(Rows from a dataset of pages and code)

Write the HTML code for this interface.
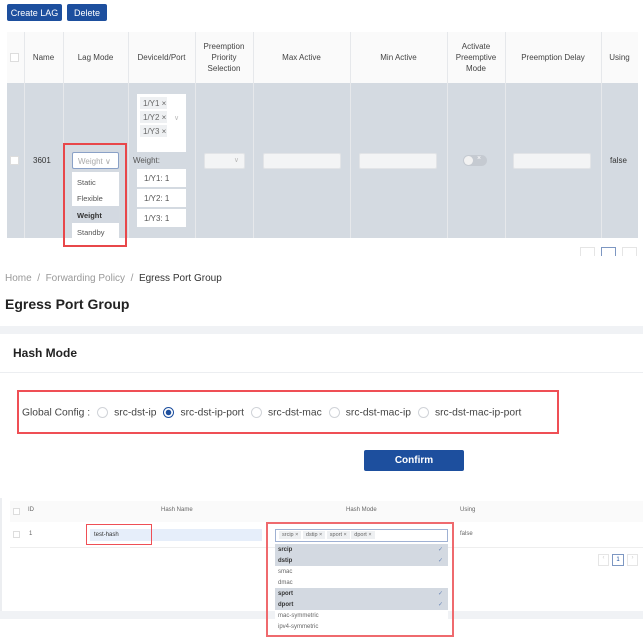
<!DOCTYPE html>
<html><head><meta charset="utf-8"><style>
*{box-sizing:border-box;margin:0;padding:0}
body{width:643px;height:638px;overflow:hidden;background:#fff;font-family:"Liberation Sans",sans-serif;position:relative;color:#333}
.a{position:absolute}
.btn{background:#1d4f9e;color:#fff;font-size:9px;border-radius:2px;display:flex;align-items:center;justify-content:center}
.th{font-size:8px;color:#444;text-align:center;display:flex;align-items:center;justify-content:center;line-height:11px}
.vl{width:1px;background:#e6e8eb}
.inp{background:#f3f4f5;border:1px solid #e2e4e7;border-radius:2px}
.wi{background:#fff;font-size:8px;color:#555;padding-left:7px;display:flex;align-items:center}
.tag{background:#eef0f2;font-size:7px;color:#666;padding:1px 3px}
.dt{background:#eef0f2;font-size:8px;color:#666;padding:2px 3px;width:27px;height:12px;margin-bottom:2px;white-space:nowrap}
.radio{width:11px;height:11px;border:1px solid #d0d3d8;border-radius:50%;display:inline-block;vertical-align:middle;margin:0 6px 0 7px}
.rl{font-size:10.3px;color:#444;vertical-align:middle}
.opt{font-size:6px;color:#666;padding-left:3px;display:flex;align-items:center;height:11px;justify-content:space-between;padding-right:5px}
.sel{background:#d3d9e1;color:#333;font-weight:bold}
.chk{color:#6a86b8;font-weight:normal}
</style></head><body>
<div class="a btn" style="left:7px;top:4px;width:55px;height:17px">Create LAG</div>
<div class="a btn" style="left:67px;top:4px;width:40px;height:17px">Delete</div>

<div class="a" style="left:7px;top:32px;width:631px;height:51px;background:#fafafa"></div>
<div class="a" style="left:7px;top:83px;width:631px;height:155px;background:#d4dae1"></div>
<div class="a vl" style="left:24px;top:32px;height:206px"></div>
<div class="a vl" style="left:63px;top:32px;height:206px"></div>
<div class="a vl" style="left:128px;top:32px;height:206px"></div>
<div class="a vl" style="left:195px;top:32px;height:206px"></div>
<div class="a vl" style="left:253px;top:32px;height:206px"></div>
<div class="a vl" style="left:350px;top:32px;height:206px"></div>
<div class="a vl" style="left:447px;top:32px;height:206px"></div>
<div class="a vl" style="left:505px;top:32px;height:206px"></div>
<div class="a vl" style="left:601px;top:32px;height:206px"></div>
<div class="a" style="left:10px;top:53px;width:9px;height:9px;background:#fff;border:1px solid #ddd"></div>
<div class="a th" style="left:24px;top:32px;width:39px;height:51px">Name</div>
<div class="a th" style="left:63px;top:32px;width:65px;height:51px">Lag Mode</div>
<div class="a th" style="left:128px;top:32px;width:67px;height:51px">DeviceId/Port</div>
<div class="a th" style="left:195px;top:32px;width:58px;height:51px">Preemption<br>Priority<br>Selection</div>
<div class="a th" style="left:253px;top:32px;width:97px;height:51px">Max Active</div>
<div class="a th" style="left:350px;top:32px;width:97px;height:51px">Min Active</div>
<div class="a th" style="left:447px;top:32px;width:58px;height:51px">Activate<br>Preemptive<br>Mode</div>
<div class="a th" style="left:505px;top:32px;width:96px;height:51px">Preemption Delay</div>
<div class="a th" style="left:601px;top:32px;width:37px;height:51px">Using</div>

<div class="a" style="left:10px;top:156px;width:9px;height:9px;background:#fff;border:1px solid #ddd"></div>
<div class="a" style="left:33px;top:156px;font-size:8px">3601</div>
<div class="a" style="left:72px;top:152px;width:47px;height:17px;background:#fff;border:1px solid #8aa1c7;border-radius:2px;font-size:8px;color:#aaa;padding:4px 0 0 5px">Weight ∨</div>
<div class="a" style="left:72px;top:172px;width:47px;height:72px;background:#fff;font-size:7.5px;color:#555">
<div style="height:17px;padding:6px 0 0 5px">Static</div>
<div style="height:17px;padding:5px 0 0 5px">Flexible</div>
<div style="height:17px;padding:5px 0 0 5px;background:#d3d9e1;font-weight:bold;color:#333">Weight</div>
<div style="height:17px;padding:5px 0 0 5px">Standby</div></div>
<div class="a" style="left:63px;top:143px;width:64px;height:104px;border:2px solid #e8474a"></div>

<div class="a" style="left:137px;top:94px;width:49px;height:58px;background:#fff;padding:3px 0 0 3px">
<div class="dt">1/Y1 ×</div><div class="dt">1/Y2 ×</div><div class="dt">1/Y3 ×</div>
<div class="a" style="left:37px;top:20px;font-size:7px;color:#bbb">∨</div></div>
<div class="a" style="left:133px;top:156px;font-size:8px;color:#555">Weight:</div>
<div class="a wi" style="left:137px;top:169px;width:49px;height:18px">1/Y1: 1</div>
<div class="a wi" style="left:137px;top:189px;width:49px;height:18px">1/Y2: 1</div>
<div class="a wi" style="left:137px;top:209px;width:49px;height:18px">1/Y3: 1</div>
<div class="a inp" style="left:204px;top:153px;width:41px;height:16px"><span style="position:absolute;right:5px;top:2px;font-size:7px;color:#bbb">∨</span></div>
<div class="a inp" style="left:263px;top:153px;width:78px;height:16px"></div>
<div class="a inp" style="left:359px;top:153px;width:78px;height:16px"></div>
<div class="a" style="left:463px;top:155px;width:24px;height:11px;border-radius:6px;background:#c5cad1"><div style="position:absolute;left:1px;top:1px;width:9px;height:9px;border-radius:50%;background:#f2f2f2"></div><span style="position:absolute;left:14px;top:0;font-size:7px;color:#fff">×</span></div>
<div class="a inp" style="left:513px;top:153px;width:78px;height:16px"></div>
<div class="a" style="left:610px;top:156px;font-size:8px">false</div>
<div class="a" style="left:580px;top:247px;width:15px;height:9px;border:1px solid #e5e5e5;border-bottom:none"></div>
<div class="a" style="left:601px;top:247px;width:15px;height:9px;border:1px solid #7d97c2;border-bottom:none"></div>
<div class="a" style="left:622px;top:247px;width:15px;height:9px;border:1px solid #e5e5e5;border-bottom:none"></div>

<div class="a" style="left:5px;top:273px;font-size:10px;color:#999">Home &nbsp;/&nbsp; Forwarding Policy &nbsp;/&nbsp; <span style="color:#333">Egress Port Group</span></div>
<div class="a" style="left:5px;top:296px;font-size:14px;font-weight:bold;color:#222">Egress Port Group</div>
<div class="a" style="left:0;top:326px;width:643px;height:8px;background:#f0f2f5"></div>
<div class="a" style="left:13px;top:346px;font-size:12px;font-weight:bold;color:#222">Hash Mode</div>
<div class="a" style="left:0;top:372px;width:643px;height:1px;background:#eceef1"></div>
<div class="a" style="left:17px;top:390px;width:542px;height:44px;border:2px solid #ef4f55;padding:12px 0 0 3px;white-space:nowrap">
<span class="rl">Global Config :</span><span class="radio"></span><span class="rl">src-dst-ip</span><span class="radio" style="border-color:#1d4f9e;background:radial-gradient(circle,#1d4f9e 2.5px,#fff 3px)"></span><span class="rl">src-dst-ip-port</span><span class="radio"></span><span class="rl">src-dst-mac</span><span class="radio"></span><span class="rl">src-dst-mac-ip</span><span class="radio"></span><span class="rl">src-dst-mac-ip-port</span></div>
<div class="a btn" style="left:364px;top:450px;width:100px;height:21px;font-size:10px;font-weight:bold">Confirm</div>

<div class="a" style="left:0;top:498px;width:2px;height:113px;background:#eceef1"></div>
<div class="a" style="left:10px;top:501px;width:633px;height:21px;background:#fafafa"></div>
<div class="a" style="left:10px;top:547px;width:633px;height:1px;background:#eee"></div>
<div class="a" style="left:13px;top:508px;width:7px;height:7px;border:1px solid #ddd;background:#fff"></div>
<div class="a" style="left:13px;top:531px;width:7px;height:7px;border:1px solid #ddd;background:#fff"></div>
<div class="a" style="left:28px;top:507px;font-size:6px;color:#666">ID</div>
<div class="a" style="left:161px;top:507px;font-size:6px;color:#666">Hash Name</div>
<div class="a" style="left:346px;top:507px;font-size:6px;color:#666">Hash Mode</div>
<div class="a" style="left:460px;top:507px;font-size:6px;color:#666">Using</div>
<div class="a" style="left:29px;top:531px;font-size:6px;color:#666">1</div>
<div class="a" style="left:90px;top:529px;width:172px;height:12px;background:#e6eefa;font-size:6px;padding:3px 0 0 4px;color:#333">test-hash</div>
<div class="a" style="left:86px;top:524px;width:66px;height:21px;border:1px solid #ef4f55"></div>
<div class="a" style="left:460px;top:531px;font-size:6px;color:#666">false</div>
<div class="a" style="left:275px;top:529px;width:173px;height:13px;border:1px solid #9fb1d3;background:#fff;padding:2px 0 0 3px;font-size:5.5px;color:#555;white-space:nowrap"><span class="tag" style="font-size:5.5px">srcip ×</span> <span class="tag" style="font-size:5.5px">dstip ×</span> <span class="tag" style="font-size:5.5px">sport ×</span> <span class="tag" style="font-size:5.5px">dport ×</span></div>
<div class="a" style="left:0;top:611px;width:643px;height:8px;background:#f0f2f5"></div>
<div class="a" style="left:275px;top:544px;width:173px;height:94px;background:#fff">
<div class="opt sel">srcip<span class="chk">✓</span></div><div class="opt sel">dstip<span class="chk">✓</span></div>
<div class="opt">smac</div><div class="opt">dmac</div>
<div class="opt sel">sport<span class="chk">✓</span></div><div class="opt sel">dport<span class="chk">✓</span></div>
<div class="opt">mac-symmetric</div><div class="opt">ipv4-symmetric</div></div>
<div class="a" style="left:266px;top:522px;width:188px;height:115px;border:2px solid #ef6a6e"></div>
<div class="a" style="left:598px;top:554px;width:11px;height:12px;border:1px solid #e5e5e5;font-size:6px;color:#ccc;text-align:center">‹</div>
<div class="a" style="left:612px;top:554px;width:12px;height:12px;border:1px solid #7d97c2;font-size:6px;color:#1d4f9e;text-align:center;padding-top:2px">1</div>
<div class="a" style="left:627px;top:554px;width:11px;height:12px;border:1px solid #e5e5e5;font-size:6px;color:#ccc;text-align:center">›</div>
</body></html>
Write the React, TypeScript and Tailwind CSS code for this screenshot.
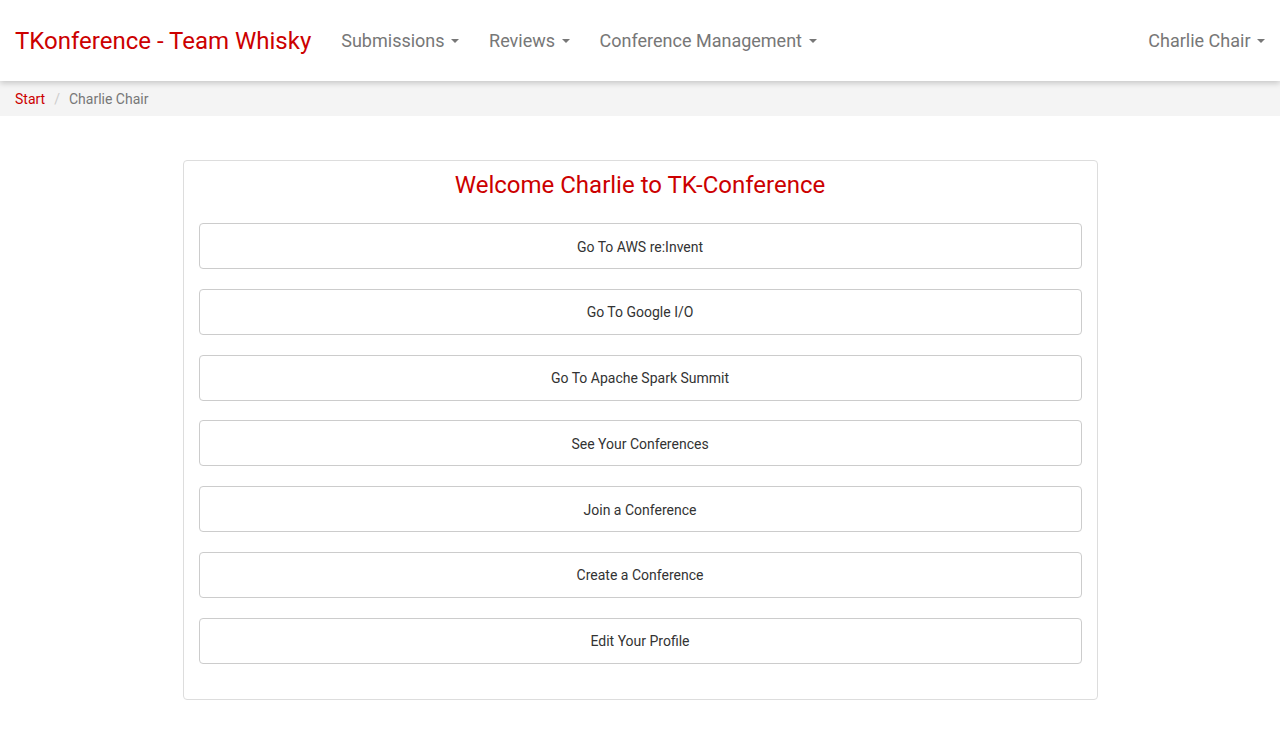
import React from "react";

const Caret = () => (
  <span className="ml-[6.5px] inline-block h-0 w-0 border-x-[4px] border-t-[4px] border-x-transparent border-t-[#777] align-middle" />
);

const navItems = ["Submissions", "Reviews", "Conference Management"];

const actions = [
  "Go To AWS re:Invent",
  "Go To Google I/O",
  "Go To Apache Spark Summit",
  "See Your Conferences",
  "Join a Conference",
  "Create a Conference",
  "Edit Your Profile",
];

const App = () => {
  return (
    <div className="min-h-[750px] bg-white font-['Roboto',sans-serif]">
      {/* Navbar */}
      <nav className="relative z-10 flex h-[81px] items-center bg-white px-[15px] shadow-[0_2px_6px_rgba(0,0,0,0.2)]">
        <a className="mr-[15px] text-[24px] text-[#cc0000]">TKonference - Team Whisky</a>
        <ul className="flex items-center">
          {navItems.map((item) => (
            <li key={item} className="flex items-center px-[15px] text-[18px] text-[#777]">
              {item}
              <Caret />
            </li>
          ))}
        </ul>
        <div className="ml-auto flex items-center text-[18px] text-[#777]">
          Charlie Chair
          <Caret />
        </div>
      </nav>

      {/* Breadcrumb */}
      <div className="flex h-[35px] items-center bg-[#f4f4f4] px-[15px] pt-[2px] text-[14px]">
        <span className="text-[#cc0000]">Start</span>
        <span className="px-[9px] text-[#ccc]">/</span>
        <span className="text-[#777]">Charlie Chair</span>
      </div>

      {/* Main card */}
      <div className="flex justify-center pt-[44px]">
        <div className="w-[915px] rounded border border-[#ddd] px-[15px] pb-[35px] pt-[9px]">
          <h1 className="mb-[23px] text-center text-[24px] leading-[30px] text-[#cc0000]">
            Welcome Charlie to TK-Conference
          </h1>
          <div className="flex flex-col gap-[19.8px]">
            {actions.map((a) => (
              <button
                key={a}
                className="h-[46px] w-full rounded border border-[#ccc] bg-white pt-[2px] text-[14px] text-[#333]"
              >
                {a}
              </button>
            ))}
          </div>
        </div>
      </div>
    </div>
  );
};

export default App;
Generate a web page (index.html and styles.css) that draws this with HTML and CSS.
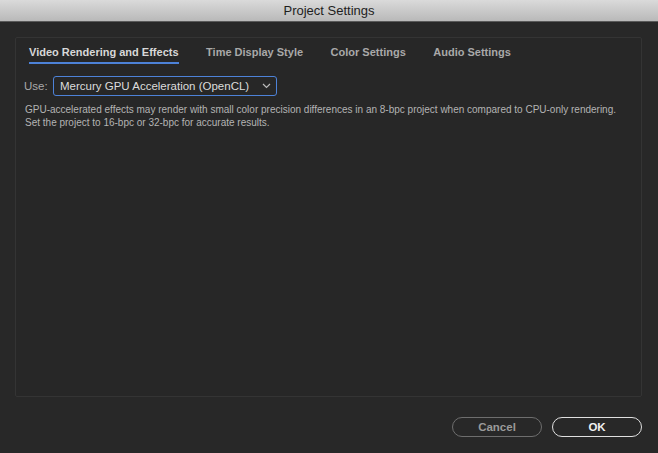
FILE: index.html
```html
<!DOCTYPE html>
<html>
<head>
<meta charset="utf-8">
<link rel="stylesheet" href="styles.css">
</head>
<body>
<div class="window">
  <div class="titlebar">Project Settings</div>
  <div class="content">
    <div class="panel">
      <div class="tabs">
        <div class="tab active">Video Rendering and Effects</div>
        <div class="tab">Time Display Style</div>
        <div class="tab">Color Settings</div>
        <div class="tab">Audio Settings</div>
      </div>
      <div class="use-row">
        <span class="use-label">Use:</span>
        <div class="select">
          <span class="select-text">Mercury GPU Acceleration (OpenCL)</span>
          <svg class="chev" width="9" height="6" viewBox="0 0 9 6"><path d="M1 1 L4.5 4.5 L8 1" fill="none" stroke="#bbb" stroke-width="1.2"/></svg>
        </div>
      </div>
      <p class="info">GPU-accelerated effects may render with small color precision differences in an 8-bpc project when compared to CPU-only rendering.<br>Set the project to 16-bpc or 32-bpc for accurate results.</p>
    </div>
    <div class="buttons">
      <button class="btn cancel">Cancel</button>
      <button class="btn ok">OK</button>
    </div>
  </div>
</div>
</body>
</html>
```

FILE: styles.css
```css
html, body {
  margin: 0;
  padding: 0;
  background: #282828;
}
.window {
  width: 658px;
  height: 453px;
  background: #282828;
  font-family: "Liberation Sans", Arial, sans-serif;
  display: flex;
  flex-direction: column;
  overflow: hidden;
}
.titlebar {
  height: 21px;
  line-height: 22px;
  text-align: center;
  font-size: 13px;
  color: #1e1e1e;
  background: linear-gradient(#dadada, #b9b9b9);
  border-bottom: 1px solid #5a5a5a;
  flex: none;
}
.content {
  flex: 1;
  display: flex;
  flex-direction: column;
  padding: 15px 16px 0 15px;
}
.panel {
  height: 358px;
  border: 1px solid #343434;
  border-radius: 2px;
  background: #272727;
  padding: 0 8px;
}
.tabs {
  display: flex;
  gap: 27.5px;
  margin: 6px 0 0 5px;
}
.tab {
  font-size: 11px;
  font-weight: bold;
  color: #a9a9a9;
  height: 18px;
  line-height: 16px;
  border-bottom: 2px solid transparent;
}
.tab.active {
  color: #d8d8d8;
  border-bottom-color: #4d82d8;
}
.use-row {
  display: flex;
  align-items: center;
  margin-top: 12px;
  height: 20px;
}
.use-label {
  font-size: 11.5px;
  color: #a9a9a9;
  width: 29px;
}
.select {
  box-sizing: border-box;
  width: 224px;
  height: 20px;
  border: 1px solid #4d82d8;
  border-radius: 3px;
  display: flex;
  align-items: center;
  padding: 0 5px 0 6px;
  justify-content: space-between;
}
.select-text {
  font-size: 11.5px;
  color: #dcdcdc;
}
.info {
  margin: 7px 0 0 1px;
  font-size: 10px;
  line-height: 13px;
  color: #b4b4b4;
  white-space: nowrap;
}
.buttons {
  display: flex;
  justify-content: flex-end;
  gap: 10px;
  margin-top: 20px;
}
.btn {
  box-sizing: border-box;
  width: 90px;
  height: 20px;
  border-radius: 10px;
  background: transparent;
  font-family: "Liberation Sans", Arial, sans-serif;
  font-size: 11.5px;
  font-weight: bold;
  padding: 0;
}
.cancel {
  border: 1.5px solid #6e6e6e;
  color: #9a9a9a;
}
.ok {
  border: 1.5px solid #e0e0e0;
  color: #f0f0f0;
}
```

→ WHAT IS BEING ASKED: For the records above, state how many lines include the string "Write", giving the number and nothing else.

→ TASK OUTPUT: 2